Bank of England rate-setters are expected to hold fire on further aid for a fragile UK economy this week a year after launching efforts to boost the money supply.
The Monetary Policy Committee (MPC) is likely to mark quantitative easing’s first birthday by keeping the scale of the programme unchanged at £200 billion and holding interest rates at their 0.5 per cent all-time low.
Figures last week showed the UK emerging from recession at a faster pace than first thought - although the sluggish 0.3 per cent growth registered in the last three months of 2009 offers scant cause for celebration.
It comes after a year of massive stimulus - both from the MPC and from the Government - through measures such as temporary VAT cuts, car scrappage schemes and spending brought forward to beat recession. The dire public finances mean there will be little scope for further giveaways.
But tightening of monetary policy seems far off as several MPC members - including Governor Mervyn King - have highlighted the fragile nature of the recovery and said the Bank could yet decide to increase QE.
Louise Bennett, chief executive of the Coventry and Warwickshire Chamber of Commerce, said the low rate level had prevented an even deeper recession.
And she believes maintaining that will be one of the factors in achieving a sustained recovery.
Ms Bennett said: “Just two years ago, interest rates were at 5.25 per cent and the onset of recession and then the 18-month slump saw rates tumble to this record low and remain there.
“We called for rates to fall more quickly two years ago but since then we have backed the Bank’s policy of trying to keep interest rates as low as possible.
“Having rates at 0.5 per cent has almost certainly prevented a much worse economic situation and, when you consider that the recession we have just been through has been one of the most difficult many businesses can remember, it says a great deal.
“We have seen one or two ‘green shoots’ of late but if you talk to most companies, they are very, very cautious about the future.
“While rates have been low, many of our members still say that they have not had the access to finance that they need to grow and develop their businesses.”
Investec chief economist Philip Shaw said: “Whereas we had thought that there might have been a turnaround in the monetary policy debate by now - towards considering when policy should be tightened - the short-term choice facing the committee is still between keeping policy on hold and stepping up asset purchases.”

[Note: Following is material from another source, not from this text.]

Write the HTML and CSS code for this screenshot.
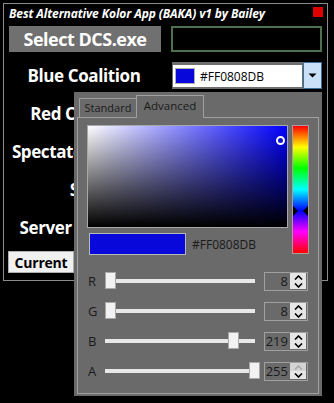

The potential for more QE has weighed on the pound, which has fallen to a nine-month low of 1.52 against the dollar and below 1.12 euros - hitting holidaymakers in the pocket.
The Bank lowered its growth forecasts in the February inflation report, when the Governor said the economy was still “bumping along the bottom”.
Factors such as last month’s VAT hike as well as January’s snow storms could also add to “double-dip” fears when growth figures for the first three months of 2010 are released just before a likely general election.
House prices also fell for the first time in 10 months during February as the market was hit by the weather and the end of the stamp duty holiday.
The MPC is unlikely to make any rash policy moves to tackle a short-term inflation spike, with the Consumer Prices Index (CPI) currently well above target at 3.5 per cent thanks to the VAT rise and higher petrol bills.
The Bank expects CPI to drop well below its 2 per cent target over the longer term, as the huge slack created by what is now the deepest recession since official records began as well as the longest drives down prices.